- Exercise objective -
All the data should be repeated exactly. Any image in it is left out.

- Provided material -

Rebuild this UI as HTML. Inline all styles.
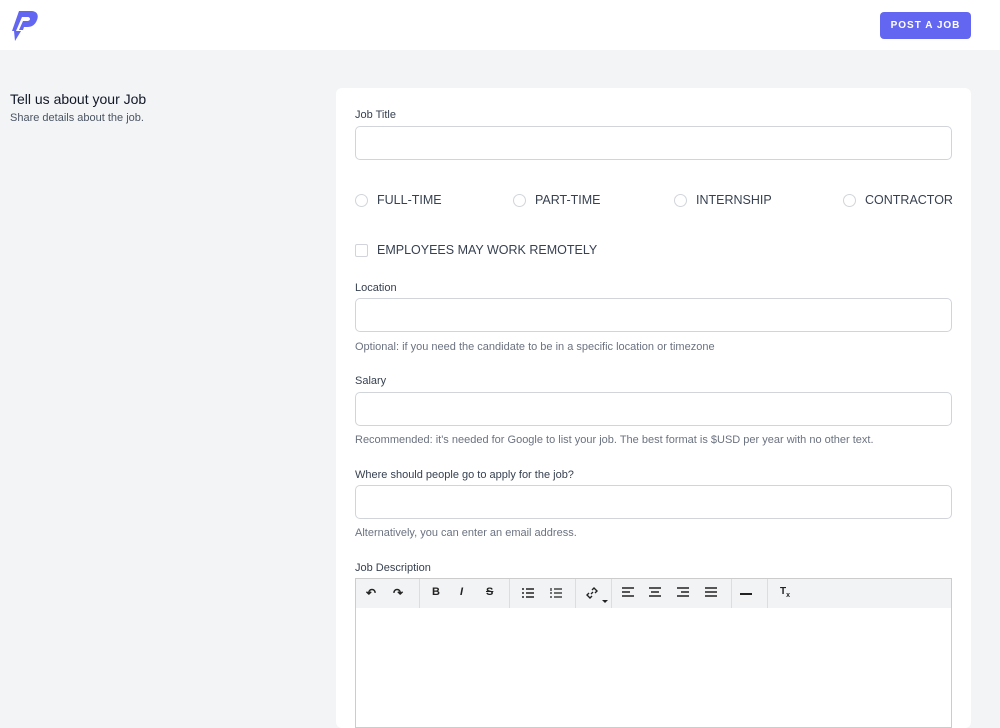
<!DOCTYPE html><html><head><style>
*{box-sizing:border-box;margin:0;padding:0}
body{width:1000px;height:717px;overflow:hidden;background:#f3f4f6;font-family:"Liberation Sans",sans-serif;color:#374151;position:relative}
.hdr{position:absolute;left:0;top:0;width:1000px;height:50px;background:#fff}
.btn{position:absolute;left:880px;top:12px;width:91px;height:27px;background:#6366f1;border-radius:4px;color:#fff;font-size:10px;font-weight:bold;letter-spacing:1px;text-align:center;line-height:27px}
.card{position:absolute;left:336px;top:88px;width:635px;height:640px;background:#fff;border-radius:6px}
.a{position:absolute;font-size:11px;color:#374151}
.in{position:absolute;left:355px;width:597px;height:34px;border:1px solid #d1d5db;border-radius:5px;background:#fff}
.help{position:absolute;left:355px;font-size:11px;color:#6b7280}
.r{position:absolute;font-size:12.5px;color:#374151}
.r i{position:absolute;left:0;top:1px;width:13px;height:13px;border:1px solid #d1d5db;border-radius:50%}
.tb{position:absolute;left:355px;top:578px;width:597px;height:31px;background:#f1f3f4;border:1px solid #ccc}
.ed{position:absolute;left:355px;top:608px;width:597px;height:120px;border:1px solid #ccc;border-top:none;background:#fff}
.sep{position:absolute;top:0;width:1px;height:29px;background:#ddd}
.ic{position:absolute;top:7px;font-size:12px;color:#222;font-weight:bold}
svg.s{position:absolute;top:8px}
</style></head><body>
<div class="hdr">
<svg style="position:absolute;left:12px;top:10px" width="27" height="32" viewBox="0 0 27 32"><path d="M7 1h12c6 0 8 4 6 9s-5 7-10 7h-3l-1 3h-4l4-9h4c2 0 3-1 3-2s-1-2-2-2h-6l-6 14H0z" fill="#6366f1"/><path d="M2 21h7l-6 10z" fill="#6366f1"/></svg>
<div class="btn">POST A JOB</div></div>
<div style="position:absolute;left:10px;top:91px;font-size:14px;color:#111827">Tell us about your Job</div>
<div style="position:absolute;left:10px;top:112px;font-size:11px;color:#4b5563">Share details about the job.</div>
<div class="card"></div>
<div class="a" style="left:355px;top:109px">Job Title</div>
<div class="in" style="top:126px"></div>
<div class="r" style="left:355px;top:193px"><i></i><span style="margin-left:22px">FULL-TIME</span></div>
<div class="r" style="left:513px;top:193px"><i></i><span style="margin-left:22px">PART-TIME</span></div>
<div class="r" style="left:674px;top:193px"><i></i><span style="margin-left:22px">INTERNSHIP</span></div>
<div class="r" style="left:843px;top:193px"><i></i><span style="margin-left:22px">CONTRACTOR</span></div>
<div class="r" style="left:355px;top:243px"><i style="border-radius:2px"></i><span style="margin-left:22px">EMPLOYEES MAY WORK REMOTELY</span></div>
<div class="a" style="left:355px;top:282px">Location</div>
<div class="in" style="top:298px"></div>
<div class="help" style="top:341px">Optional: if you need the candidate to be in a specific location or timezone</div>
<div class="a" style="left:355px;top:375px">Salary</div>
<div class="in" style="top:392px"></div>
<div class="help" style="top:434px">Recommended: it's needed for Google to list your job. The best format is $USD per year with no other text.</div>
<div class="a" style="left:355px;top:469px">Where should people go to apply for the job?</div>
<div class="in" style="top:485px"></div>
<div class="help" style="top:527px">Alternatively, you can enter an email address.</div>
<div class="a" style="left:355px;top:562px">Job Description</div>
<div class="tb">
<div class="sep" style="left:63px"></div><div class="sep" style="left:153px"></div><div class="sep" style="left:219px"></div><div class="sep" style="left:255px"></div><div class="sep" style="left:375px"></div><div class="sep" style="left:411px"></div>
<div class="ic" style="left:10px">↶</div><div class="ic" style="left:37px">↷</div>
<div class="ic" style="left:76px;font-size:11px">B</div><div class="ic" style="left:104px;font-style:italic;font-size:11px">I</div><div class="ic" style="left:130px;text-decoration:line-through;font-size:11px">S</div>
<svg class="s" style="left:166px" width="12" height="12" viewBox="0 0 12 12" stroke="#222" stroke-width="1.5"><path d="M0 2h2M0 6h2M0 10h2M4 2h8M4 6h8M4 10h8"/></svg>
<svg class="s" style="left:194px" width="12" height="12" viewBox="0 0 12 12" stroke="#222" stroke-width="1.2"><path d="M1 1v3M0 6h2M0 10h2M4 2h8M4 6h8M4 10h8"/></svg>
<svg class="s" style="left:230px" width="12" height="12" viewBox="0 0 12 12" stroke="#222" stroke-width="1.4" fill="none"><path d="M5 7l2-2M6 3l2-2 3 3-2 2M6 9l-2 2-3-3 2-2"/></svg>
<div style="position:absolute;left:246px;top:21px;border:3px solid transparent;border-top:3px solid #222"></div>
<svg class="s" style="left:266px" width="12" height="10" viewBox="0 0 12 10" stroke="#222" stroke-width="1.6"><path d="M0 1h12M0 5h8M0 9h12"/></svg>
<svg class="s" style="left:293px" width="12" height="10" viewBox="0 0 12 10" stroke="#222" stroke-width="1.6"><path d="M0 1h12M2 5h8M0 9h12"/></svg>
<svg class="s" style="left:321px" width="12" height="10" viewBox="0 0 12 10" stroke="#222" stroke-width="1.6"><path d="M0 1h12M4 5h8M0 9h12"/></svg>
<svg class="s" style="left:349px" width="12" height="10" viewBox="0 0 12 10" stroke="#222" stroke-width="1.6"><path d="M0 1h12M0 5h12M0 9h12"/></svg>
<div style="position:absolute;left:384px;top:14px;width:12px;height:2px;background:#222"></div>
<div class="ic" style="left:424px;font-size:10px">T<sub style="font-size:7px">x</sub></div>
</div>
<div class="ed"></div>
</body></html>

- Exercise response -
Rebuild this UI as HTML. Inline all styles.
<!DOCTYPE html><html><head><style>
*{box-sizing:border-box;margin:0;padding:0}
body{width:1000px;height:717px;overflow:hidden;background:#f3f4f6;font-family:"Liberation Sans",sans-serif;color:#374151;position:relative}
.hdr{position:absolute;left:0;top:0;width:1000px;height:50px;background:#fff}
.btn{position:absolute;left:880px;top:12px;width:91px;height:27px;background:#6366f1;border-radius:4px;color:#fff;font-size:10px;font-weight:bold;letter-spacing:1px;text-align:center;line-height:27px}
.card{position:absolute;left:336px;top:88px;width:635px;height:640px;background:#fff;border-radius:6px}
.a{position:absolute;font-size:11px;color:#374151}
.in{position:absolute;left:355px;width:597px;height:34px;border:1px solid #d1d5db;border-radius:5px;background:#fff}
.help{position:absolute;left:355px;font-size:11px;color:#6b7280}
.r{position:absolute;font-size:12.5px;color:#374151}
.r i{position:absolute;left:0;top:1px;width:13px;height:13px;border:1px solid #d1d5db;border-radius:50%}
.tb{position:absolute;left:355px;top:578px;width:597px;height:31px;background:#f1f3f4;border:1px solid #ccc}
.ed{position:absolute;left:355px;top:608px;width:597px;height:120px;border:1px solid #ccc;border-top:none;background:#fff}
.sep{position:absolute;top:0;width:1px;height:29px;background:#ddd}
.ic{position:absolute;top:7px;font-size:12px;color:#222;font-weight:bold}
svg.s{position:absolute;top:8px}
</style></head><body>
<div class="hdr">
<svg style="position:absolute;left:12px;top:10px" width="27" height="32" viewBox="0 0 27 32"><path d="M7 1h12c6 0 8 4 6 9s-5 7-10 7h-3l-1 3h-4l4-9h4c2 0 3-1 3-2s-1-2-2-2h-6l-6 14H0z" fill="#6366f1"/><path d="M2 21h7l-6 10z" fill="#6366f1"/></svg>
<div class="btn">POST A JOB</div></div>
<div style="position:absolute;left:10px;top:91px;font-size:14px;color:#111827">Tell us about your Job</div>
<div style="position:absolute;left:10px;top:112px;font-size:11px;color:#4b5563">Share details about the job.</div>
<div class="card"></div>
<div class="a" style="left:355px;top:109px">Job Title</div>
<div class="in" style="top:126px"></div>
<div class="r" style="left:355px;top:193px"><i></i><span style="margin-left:22px">FULL-TIME</span></div>
<div class="r" style="left:513px;top:193px"><i></i><span style="margin-left:22px">PART-TIME</span></div>
<div class="r" style="left:674px;top:193px"><i></i><span style="margin-left:22px">INTERNSHIP</span></div>
<div class="r" style="left:843px;top:193px"><i></i><span style="margin-left:22px">CONTRACTOR</span></div>
<div class="r" style="left:355px;top:243px"><i style="border-radius:2px"></i><span style="margin-left:22px">EMPLOYEES MAY WORK REMOTELY</span></div>
<div class="a" style="left:355px;top:282px">Location</div>
<div class="in" style="top:298px"></div>
<div class="help" style="top:341px">Optional: if you need the candidate to be in a specific location or timezone</div>
<div class="a" style="left:355px;top:375px">Salary</div>
<div class="in" style="top:392px"></div>
<div class="help" style="top:434px">Recommended: it's needed for Google to list your job. The best format is $USD per year with no other text.</div>
<div class="a" style="left:355px;top:469px">Where should people go to apply for the job?</div>
<div class="in" style="top:485px"></div>
<div class="help" style="top:527px">Alternatively, you can enter an email address.</div>
<div class="a" style="left:355px;top:562px">Job Description</div>
<div class="tb">
<div class="sep" style="left:63px"></div><div class="sep" style="left:153px"></div><div class="sep" style="left:219px"></div><div class="sep" style="left:255px"></div><div class="sep" style="left:375px"></div><div class="sep" style="left:411px"></div>
<div class="ic" style="left:10px">↶</div><div class="ic" style="left:37px">↷</div>
<div class="ic" style="left:76px;font-size:11px">B</div><div class="ic" style="left:104px;font-style:italic;font-size:11px">I</div><div class="ic" style="left:130px;text-decoration:line-through;font-size:11px">S</div>
<svg class="s" style="left:166px" width="12" height="12" viewBox="0 0 12 12" stroke="#222" stroke-width="1.5"><path d="M0 2h2M0 6h2M0 10h2M4 2h8M4 6h8M4 10h8"/></svg>
<svg class="s" style="left:194px" width="12" height="12" viewBox="0 0 12 12" stroke="#222" stroke-width="1.2"><path d="M1 1v3M0 6h2M0 10h2M4 2h8M4 6h8M4 10h8"/></svg>
<svg class="s" style="left:230px" width="12" height="12" viewBox="0 0 12 12" stroke="#222" stroke-width="1.4" fill="none"><path d="M5 7l2-2M6 3l2-2 3 3-2 2M6 9l-2 2-3-3 2-2"/></svg>
<div style="position:absolute;left:246px;top:21px;border:3px solid transparent;border-top:3px solid #222"></div>
<svg class="s" style="left:266px" width="12" height="10" viewBox="0 0 12 10" stroke="#222" stroke-width="1.6"><path d="M0 1h12M0 5h8M0 9h12"/></svg>
<svg class="s" style="left:293px" width="12" height="10" viewBox="0 0 12 10" stroke="#222" stroke-width="1.6"><path d="M0 1h12M2 5h8M0 9h12"/></svg>
<svg class="s" style="left:321px" width="12" height="10" viewBox="0 0 12 10" stroke="#222" stroke-width="1.6"><path d="M0 1h12M4 5h8M0 9h12"/></svg>
<svg class="s" style="left:349px" width="12" height="10" viewBox="0 0 12 10" stroke="#222" stroke-width="1.6"><path d="M0 1h12M0 5h12M0 9h12"/></svg>
<div style="position:absolute;left:384px;top:14px;width:12px;height:2px;background:#222"></div>
<div class="ic" style="left:424px;font-size:10px">T<sub style="font-size:7px">x</sub></div>
</div>
<div class="ed"></div>
</body></html>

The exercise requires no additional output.